On top of that I don't believe consumers think of the music they buy in terms of the category it fits into. They like it or they don't. The "prog" label isn't a big part of that decision. I believe that to make a financial success of any endeavour requires 2 things. First of all, quality - the product has to be good. Second, visibility - people have to know about you. Get those two things right and the money will take care of itself.

So the key is getting HEARD. The key is making yourself visible to people who might like your music. And with the traditional music industry breaking apart like it is and all the new ways that music is leaking out there are more opportunities than ever to get your music heard. You don't have to rely on radio or TV stations to play your stuff any more. There are a million ways to get people listening starting with MySpace and social networking, torrents and the downloading culture and then podcasting where there are shows dedicated to every niche interest, especially musical niches.

One final thought.. As much as the music industry is changing, so must the musicians. To make it in the brave new world you'll have to be much more personally available to the fans. That means blogs, emails, forums, gigs, interviews and so on. If people get to know you then they'll be far more inclined to part with their money. And once again, the need for this more personal contact favours the little guys who, for the most part, are doing this stuff already.

I found your post above interesting and insightful but also a little negative and down-beat. I think the future is very bright if you take every opportunity available to you. I see you're already embracing social networking (MySpace et al) and the download culture. Get your music podsafe ( as well and make contact with some podcasters to get it played.

And I wish you every success. I'm going to pre-order your CD now.

Gregory Spawton said...

Thanks for the comments (and the pre-orders.)

I couldn't agree more with you on the point about the need for musicians to change. I think our music, at its best, is special and we want people to feel that we are a special band to each particular individual. Band loyalty rather than brand loyalty I suppose.

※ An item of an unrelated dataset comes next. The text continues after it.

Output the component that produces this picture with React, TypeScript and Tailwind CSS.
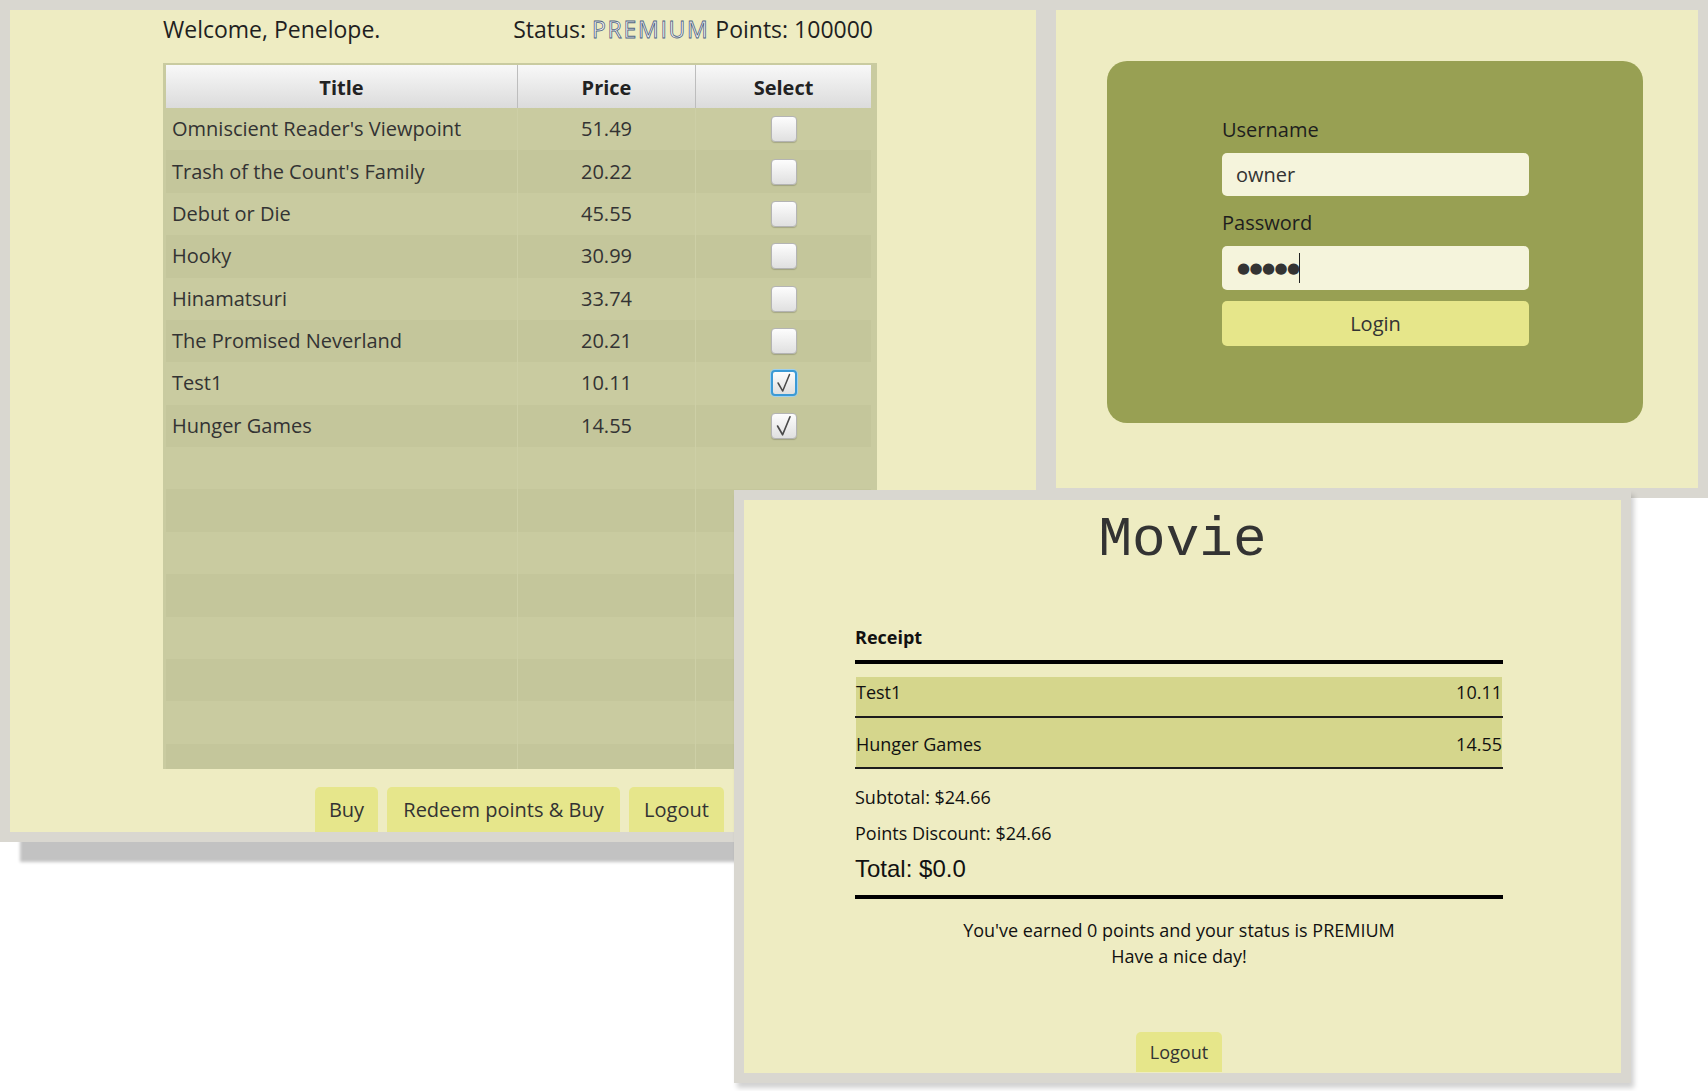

We're trying to create mechanisms to communicate directly with supporters (this blog being one of them) and also modernise our approach to selling music.

I had an e-mail the other day suggesting that we offer the whole of English Boy Wonders (a CD which has been deleted by the record company and which it wouldn't be economically feasible for us to re-release) for download and we're working on that, although we may do some re-mixing first.

Anonymous said...

I've been checking the Big Big Train website every so often, since buying Gathering Speed when it first came out. I thought that you might be interested to know that I bought GS on the basis of a good review and the fact that it was on special offer from GFT. Having heard none of your music at the time, it was a £10 gamble, but one that paid off. Indeed, there was a time when taking a gamble was about my only way of hearing new prog. The price did make a difference, even if it was only a few pounds off the average. On a different note, and picking another band in a similar position, I bought both Tr3nity's albums at full price after they supplied just one track for free download from their website. With the advent of broadband there is, surely, more scope than ever for bands working in niche markets to successfully promote themselves - after all they can reach that niche in more territories than ever before, potentially. And this is all to say, that your tactics for marketing your music chime in (excuse the pun) wit h my experience as a buyer. But one more point: nowadays I download a lot of my music legally, from it has most of the InsideOut label's artists on it and works out as a very cheap way to explore lots of artists' work. In short, it works on the price front and the easily-available-to-try-front: perhaps it's worth thinking about. Best wishes and good luck with the new album.

Anonymous said...

Thanks for the comments Xeno, and the suggestion of We'll check that out.



Unknown said...

I agree with you, Greg. I always try to find and buy CD of the music I already downloaded if I like what I've listened. And I will certainly buy your CD! Who wants to buy a cat in a sack?